Let's create a hypothetical scenario. Meet Sarah, a 40-year-old investor with a 70/30 stock/bond portfolio. Her bonds are all in a short-term Treasury ETF. As the Fed signals a pivot, she decides to shift 10% of that bond allocation into an intermediate-term corporate bond fund, aiming to capture higher income for longer. She also notices her tech allocation has grown to 35% of her stock portfolio through appreciation. She sells a small portion to bring it back to her target 30%, using the proceeds to add to a neglected sector like industrials. This isn't market timing; it's disciplined rebalancing with the new environment in mind.
Common Mistakes Investors Make Around Fed Rate Cuts
I've made some of these myself early on. Learning from them saves money.

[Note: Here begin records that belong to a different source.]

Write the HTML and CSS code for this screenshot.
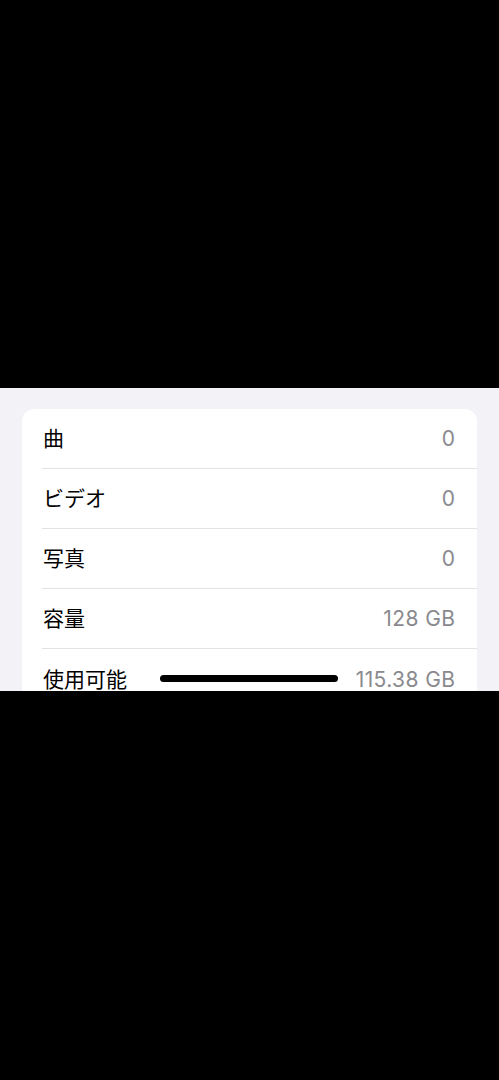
FILE: index.html
```html
<!DOCTYPE html>
<html lang="ja">
<head>
<meta charset="utf-8">
<link rel="stylesheet" href="styles.css">
</head>
<body>
<div class="top"></div>
<section class="screen">
  <div class="card">
    <div class="row"><span class="label">曲</span><span class="value">0</span></div>
    <div class="row"><span class="label">ビデオ</span><span class="value">0</span></div>
    <div class="row"><span class="label">写真</span><span class="value">0</span></div>
    <div class="row"><span class="label">容量</span><span class="value">128 GB</span></div>
    <div class="row"><span class="label">使用可能</span><span class="value">115.38 GB</span></div>
  </div>
  <div class="home-indicator"></div>
</section>
<div class="bottom"></div>
</body>
</html>
```
FILE: styles.css
```css
html, body {
  margin: 0;
  padding: 0;
  background: #000;
}
body {
  width: 499px;
  font-family: Inter, "Noto Sans CJK JP", sans-serif;
}
.top {
  height: 388px;
  background: #000;
}
.screen {
  position: relative;
  height: 303px;
  overflow: hidden;
  background: #f2f2f7;
  padding-top: 21px;
  box-sizing: border-box;
}
.card {
  margin: 0 22px;
  background: #fff;
  border-radius: 12px;
  padding-left: 20px;
}
.row {
  height: 60px;
  display: flex;
  align-items: center;
  justify-content: space-between;
  padding-right: 22px;
  border-bottom: 1px solid #e3e3e6;
  box-sizing: border-box;
}
.row:last-child {
  border-bottom: none;
}
.label {
  font-family: "Noto Sans CJK JP", sans-serif;
  font-size: 21px;
  line-height: 1;
  color: #000;
  padding-left: 1px;
  padding-bottom: 2px;
}
.value {
  font-size: 21px;
  line-height: 1;
  font-weight: 400;
  letter-spacing: 0.4px;
  margin-right: -0.4px;
  color: #8a8a8e;
}
.home-indicator {
  position: absolute;
  left: 160px;
  top: 287px;
  width: 178px;
  height: 7px;
  border-radius: 4px;
  background: #000;
}
.bottom {
  height: 389px;
  background: #000;
}
```
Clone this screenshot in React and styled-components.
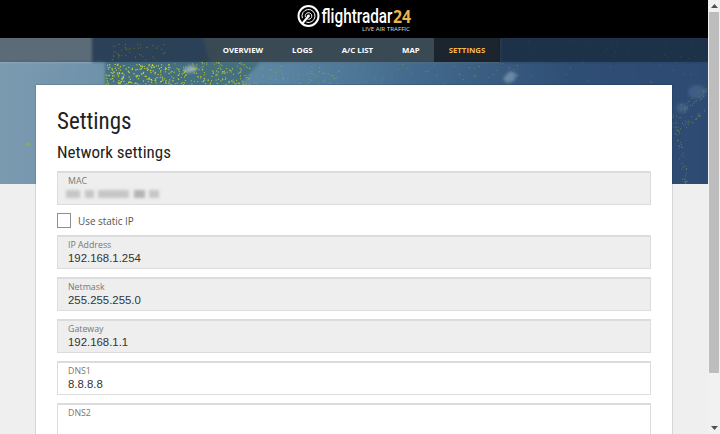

Mistake 1: Chasing the "news trade." Buying the second the headline flashes "Fed Cuts Rates 0.25%." The move is often priced in weeks or months in advance. By the time it's official, the easy money has been made. The smarter play is positioning in the anticipation phase, not the announcement.
Mistake 2: Assuming all stocks go up. As the table showed, banks often suffer. Highly indebted companies in a weakening economy might not see the benefit if their earnings are collapsing faster than their interest costs are falling.
Mistake 3: Ignoring the "why." A cut to fight a looming recession is a different beast than a cut to normalize policy after beating inflation. The former suggests risk-off, the latter risk-on. Your asset allocation should reflect the underlying economic story, not just the rate move itself.
Mistake 4: Forgetting about inflation. This is the big one. If the Fed cuts too early or too fast and inflation proves sticky or re-accelerates, they'll be forced to reverse course or pause. That volatility can whipsaw both stocks and bonds. Keeping an eye on core inflation trends, not just the headline rate, is non-negotiable.